[START]

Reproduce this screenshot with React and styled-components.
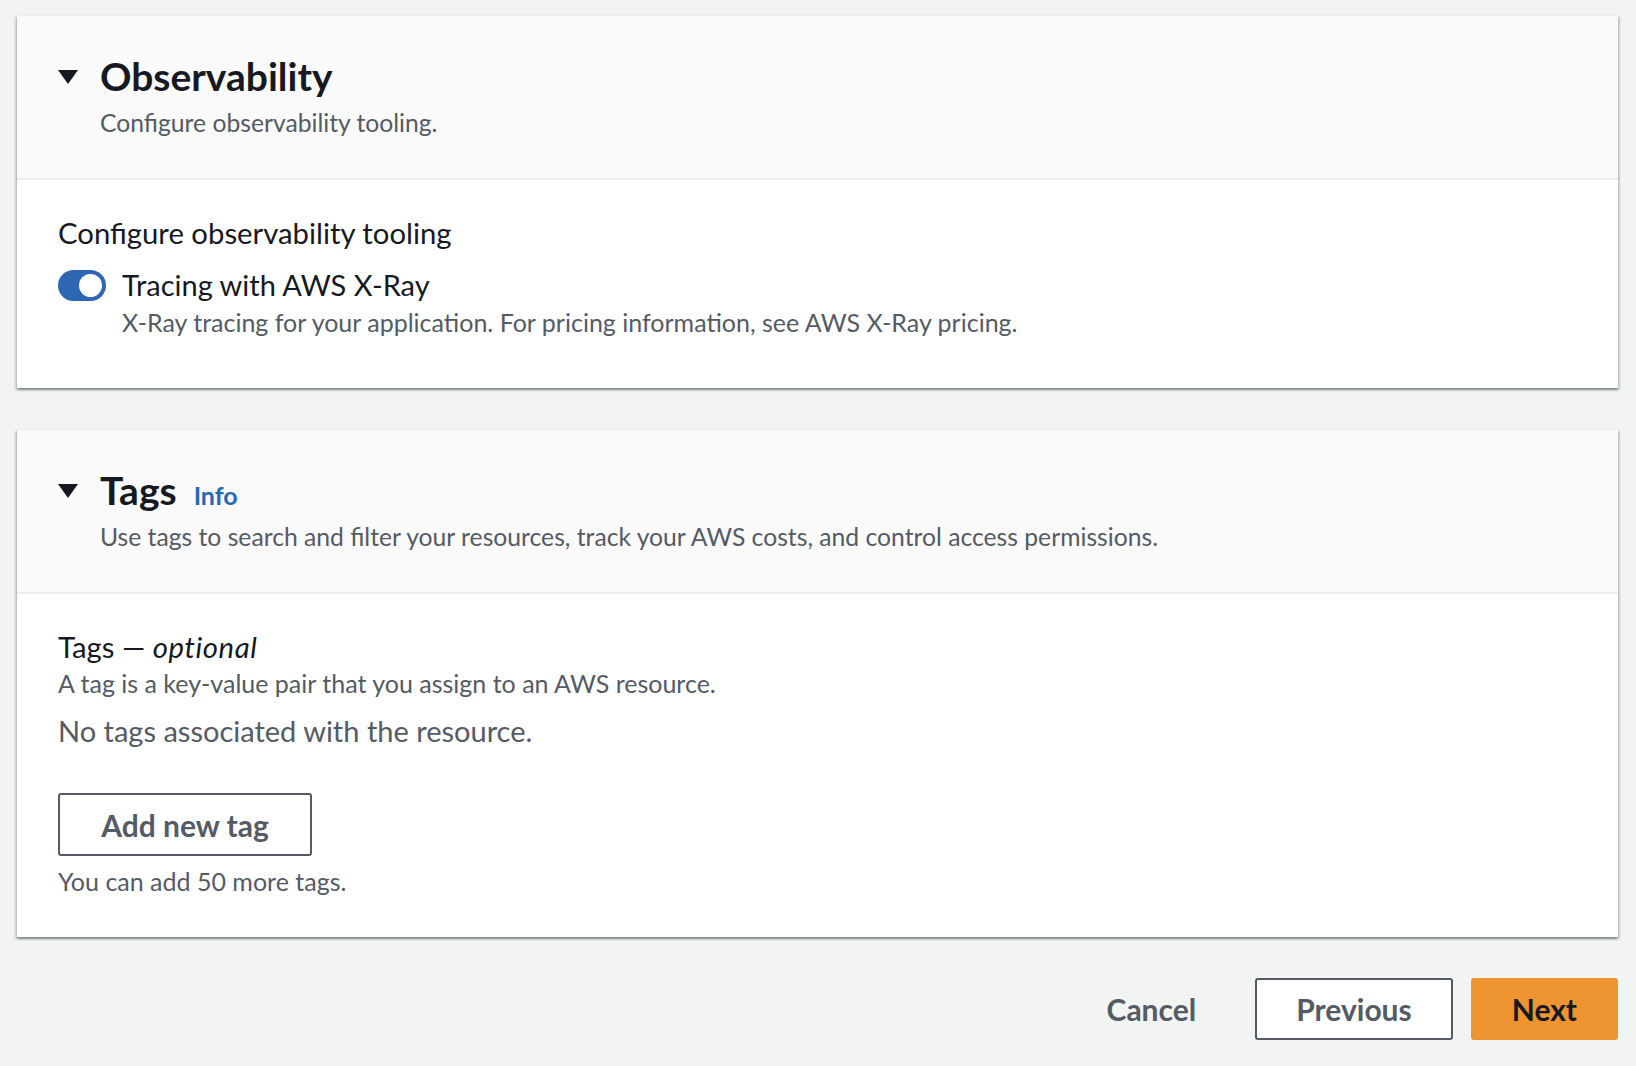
import React from "react";
import styled, { createGlobalStyle } from "styled-components";

const GlobalStyle = createGlobalStyle`
  html, body {
    margin: 0;
    padding: 0;
    background: #f2f3f3;
  }
  body {
    font-family: Lato, "Open Sans", "Liberation Sans", sans-serif;
    color: #16191f;
    -webkit-font-smoothing: antialiased;
  }
  * { box-sizing: border-box; }
`;

const Page = styled.div`
  padding: 15px 18px 25px 17px;
  display: flex;
  flex-direction: column;
  gap: 41px;
`;

const Panel = styled.section`
  background: #ffffff;
  border-top: 1px solid #eaeded;
  box-shadow: 0 2px 2px 0 rgba(0, 28, 36, 0.3), 2px 2px 2px 0 rgba(0, 28, 36, 0.15),
    -2px 2px 2px 0 rgba(0, 28, 36, 0.15);
`;

const PanelHeader = styled.header`
  background: #fafafa;
  border-bottom: 2px solid #eaeded;
  padding: 39px 41px 37px 41px;
  display: grid;
  grid-template-columns: 42px 1fr;
`;

const Caret = styled.svg`
  width: 20px;
  height: 14px;
  margin-top: 15px;
  display: block;
`;

const HeaderText = styled.div`
  display: flex;
  flex-direction: column;
`;

const TitleRow = styled.div`
  display: flex;
  align-items: baseline;
  gap: 17px;
`;

const Title = styled.h2`
  margin: 0;
  font-size: 39px;
  line-height: 42px;
  font-weight: 700;
  color: #16191f;
`;

const InfoLink = styled.a`
  font-size: 25px;
  font-weight: 700;
  color: #2a68b3;
  text-decoration: none;
`;

const Subtitle = styled.p`
  margin: 8px 0 0;
  font-size: 24.7px;
  line-height: 36px;
  color: #545b64;
`;

const PanelBody = styled.div`
  padding: 35px 41px ${(p) => p.$bottom || 38}px 41px;
  display: flex;
  flex-direction: column;
`;

const FieldLabel = styled.div`
  font-size: 29.3px;
  line-height: 36px;
  color: #16191f;
  em {
    font-style: italic;
    letter-spacing: 0.6px;
  }
`;

const FieldDescription = styled.div`
  font-size: 25px;
  line-height: 36px;
  color: #545b64;
`;

const ToggleRow = styled.div`
  margin-top: 16px;
  display: grid;
  grid-template-columns: 48px 1fr;
  column-gap: 16px;
  align-items: center;
`;

const Toggle = styled.span`
  width: 48px;
  height: 31px;
  border-radius: 16px;
  background: #2d67b2;
  position: relative;
  display: block;
  &::after {
    content: "";
    position: absolute;
    right: 4px;
    top: 4px;
    width: 23px;
    height: 23px;
    border-radius: 50%;
    background: #ffffff;
  }
`;

const ToggleLabel = styled.div`
  font-size: 29px;
  line-height: 36px;
  color: #16191f;
`;

const ToggleDescription = styled(FieldDescription)`
  grid-column: 2;
  margin-top: 1px;
`;

const EmptyText = styled.div`
  margin-top: 11px;
  font-size: 29px;
  line-height: 38px;
  color: #545b64;
`;

const Button = styled.button`
  font-family: inherit;
  font-size: 30px;
  font-weight: 700;
  height: 62px;
  padding: 0 39px;
  border-radius: 3px;
  cursor: pointer;
  border: 2px solid ${(p) => (p.$variant === "link" ? "transparent" : p.$variant === "primary" ? "#ee9532" : "#545b64")};
  background: ${(p) => (p.$variant === "primary" ? "#ee9532" : p.$variant === "link" ? "transparent" : "#ffffff")};
  color: ${(p) => (p.$variant === "primary" ? "#16191f" : "#545b64")};
`;

const AddButtonWrap = styled.div`
  margin-top: 43px;
  display: flex;
`;

const AddButton = styled(Button)`
  height: 63px;
  padding: 0 40px 0 40px;
  min-width: 254px;
`;

const Hint = styled(FieldDescription)`
  margin-top: 7px;
`;

const Footer = styled.div`
  display: flex;
  justify-content: flex-end;
  gap: 18px;
`;

function SectionHeader({ title, info, description }) {
  return (
    <PanelHeader>
      <Caret viewBox="0 0 20 14" aria-hidden="true">
        <path d="M0 0 H20 L10 14 Z" fill="#16191f" />
      </Caret>
      <HeaderText>
        <TitleRow>
          <Title>{title}</Title>
          {info && <InfoLink href="#">Info</InfoLink>}
        </TitleRow>
        <Subtitle>{description}</Subtitle>
      </HeaderText>
    </PanelHeader>
  );
}

export default function App() {
  return (
    <>
      <GlobalStyle />
      <Page>
        <Panel>
          <SectionHeader title="Observability" description="Configure observability tooling." />
          <PanelBody $bottom={48}>
            <FieldLabel>Configure observability tooling</FieldLabel>
            <ToggleRow>
              <Toggle role="switch" aria-checked="true" />
              <ToggleLabel>Tracing with AWS X-Ray</ToggleLabel>
              <ToggleDescription>
                X-Ray tracing for your application. For pricing information, see AWS X-Ray pricing.
              </ToggleDescription>
            </ToggleRow>
          </PanelBody>
        </Panel>

        <Panel>
          <SectionHeader
            title="Tags"
            info
            description="Use tags to search and filter your resources, track your AWS costs, and control access permissions."
          />
          <PanelBody>
            <FieldLabel>
              Tags — <em>optional</em>
            </FieldLabel>
            <FieldDescription>A tag is a key-value pair that you assign to an AWS resource.</FieldDescription>
            <EmptyText>No tags associated with the resource.</EmptyText>
            <AddButtonWrap>
              <AddButton>Add new tag</AddButton>
            </AddButtonWrap>
            <Hint>You can add 50 more tags.</Hint>
          </PanelBody>
        </Panel>

        <Footer>
          <Button $variant="link">Cancel</Button>
          <Button>Previous</Button>
          <Button $variant="primary">Next</Button>
        </Footer>
      </Page>
    </>
  );
}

[END]

■ GIVEN REQUEST:
Copy every line of the data exactly as written, excluding the pictures.

■ SOLUTION TO THIS PROBLEM:
Reproduce this screenshot with React and styled-components.
import React from "react";
import styled, { createGlobalStyle } from "styled-components";

const GlobalStyle = createGlobalStyle`
  html, body {
    margin: 0;
    padding: 0;
    background: #f2f3f3;
  }
  body {
    font-family: Lato, "Open Sans", "Liberation Sans", sans-serif;
    color: #16191f;
    -webkit-font-smoothing: antialiased;
  }
  * { box-sizing: border-box; }
`;

const Page = styled.div`
  padding: 15px 18px 25px 17px;
  display: flex;
  flex-direction: column;
  gap: 41px;
`;

const Panel = styled.section`
  background: #ffffff;
  border-top: 1px solid #eaeded;
  box-shadow: 0 2px 2px 0 rgba(0, 28, 36, 0.3), 2px 2px 2px 0 rgba(0, 28, 36, 0.15),
    -2px 2px 2px 0 rgba(0, 28, 36, 0.15);
`;

const PanelHeader = styled.header`
  background: #fafafa;
  border-bottom: 2px solid #eaeded;
  padding: 39px 41px 37px 41px;
  display: grid;
  grid-template-columns: 42px 1fr;
`;

const Caret = styled.svg`
  width: 20px;
  height: 14px;
  margin-top: 15px;
  display: block;
`;

const HeaderText = styled.div`
  display: flex;
  flex-direction: column;
`;

const TitleRow = styled.div`
  display: flex;
  align-items: baseline;
  gap: 17px;
`;

const Title = styled.h2`
  margin: 0;
  font-size: 39px;
  line-height: 42px;
  font-weight: 700;
  color: #16191f;
`;

const InfoLink = styled.a`
  font-size: 25px;
  font-weight: 700;
  color: #2a68b3;
  text-decoration: none;
`;

const Subtitle = styled.p`
  margin: 8px 0 0;
  font-size: 24.7px;
  line-height: 36px;
  color: #545b64;
`;

const PanelBody = styled.div`
  padding: 35px 41px ${(p) => p.$bottom || 38}px 41px;
  display: flex;
  flex-direction: column;
`;

const FieldLabel = styled.div`
  font-size: 29.3px;
  line-height: 36px;
  color: #16191f;
  em {
    font-style: italic;
    letter-spacing: 0.6px;
  }
`;

const FieldDescription = styled.div`
  font-size: 25px;
  line-height: 36px;
  color: #545b64;
`;

const ToggleRow = styled.div`
  margin-top: 16px;
  display: grid;
  grid-template-columns: 48px 1fr;
  column-gap: 16px;
  align-items: center;
`;

const Toggle = styled.span`
  width: 48px;
  height: 31px;
  border-radius: 16px;
  background: #2d67b2;
  position: relative;
  display: block;
  &::after {
    content: "";
    position: absolute;
    right: 4px;
    top: 4px;
    width: 23px;
    height: 23px;
    border-radius: 50%;
    background: #ffffff;
  }
`;

const ToggleLabel = styled.div`
  font-size: 29px;
  line-height: 36px;
  color: #16191f;
`;

const ToggleDescription = styled(FieldDescription)`
  grid-column: 2;
  margin-top: 1px;
`;

const EmptyText = styled.div`
  margin-top: 11px;
  font-size: 29px;
  line-height: 38px;
  color: #545b64;
`;

const Button = styled.button`
  font-family: inherit;
  font-size: 30px;
  font-weight: 700;
  height: 62px;
  padding: 0 39px;
  border-radius: 3px;
  cursor: pointer;
  border: 2px solid ${(p) => (p.$variant === "link" ? "transparent" : p.$variant === "primary" ? "#ee9532" : "#545b64")};
  background: ${(p) => (p.$variant === "primary" ? "#ee9532" : p.$variant === "link" ? "transparent" : "#ffffff")};
  color: ${(p) => (p.$variant === "primary" ? "#16191f" : "#545b64")};
`;

const AddButtonWrap = styled.div`
  margin-top: 43px;
  display: flex;
`;

const AddButton = styled(Button)`
  height: 63px;
  padding: 0 40px 0 40px;
  min-width: 254px;
`;

const Hint = styled(FieldDescription)`
  margin-top: 7px;
`;

const Footer = styled.div`
  display: flex;
  justify-content: flex-end;
  gap: 18px;
`;

function SectionHeader({ title, info, description }) {
  return (
    <PanelHeader>
      <Caret viewBox="0 0 20 14" aria-hidden="true">
        <path d="M0 0 H20 L10 14 Z" fill="#16191f" />
      </Caret>
      <HeaderText>
        <TitleRow>
          <Title>{title}</Title>
          {info && <InfoLink href="#">Info</InfoLink>}
        </TitleRow>
        <Subtitle>{description}</Subtitle>
      </HeaderText>
    </PanelHeader>
  );
}

export default function App() {
  return (
    <>
      <GlobalStyle />
      <Page>
        <Panel>
          <SectionHeader title="Observability" description="Configure observability tooling." />
          <PanelBody $bottom={48}>
            <FieldLabel>Configure observability tooling</FieldLabel>
            <ToggleRow>
              <Toggle role="switch" aria-checked="true" />
              <ToggleLabel>Tracing with AWS X-Ray</ToggleLabel>
              <ToggleDescription>
                X-Ray tracing for your application. For pricing information, see AWS X-Ray pricing.
              </ToggleDescription>
            </ToggleRow>
          </PanelBody>
        </Panel>

        <Panel>
          <SectionHeader
            title="Tags"
            info
            description="Use tags to search and filter your resources, track your AWS costs, and control access permissions."
          />
          <PanelBody>
            <FieldLabel>
              Tags — <em>optional</em>
            </FieldLabel>
            <FieldDescription>A tag is a key-value pair that you assign to an AWS resource.</FieldDescription>
            <EmptyText>No tags associated with the resource.</EmptyText>
            <AddButtonWrap>
              <AddButton>Add new tag</AddButton>
            </AddButtonWrap>
            <Hint>You can add 50 more tags.</Hint>
          </PanelBody>
        </Panel>

        <Footer>
          <Button $variant="link">Cancel</Button>
          <Button>Previous</Button>
          <Button $variant="primary">Next</Button>
        </Footer>
      </Page>
    </>
  );
}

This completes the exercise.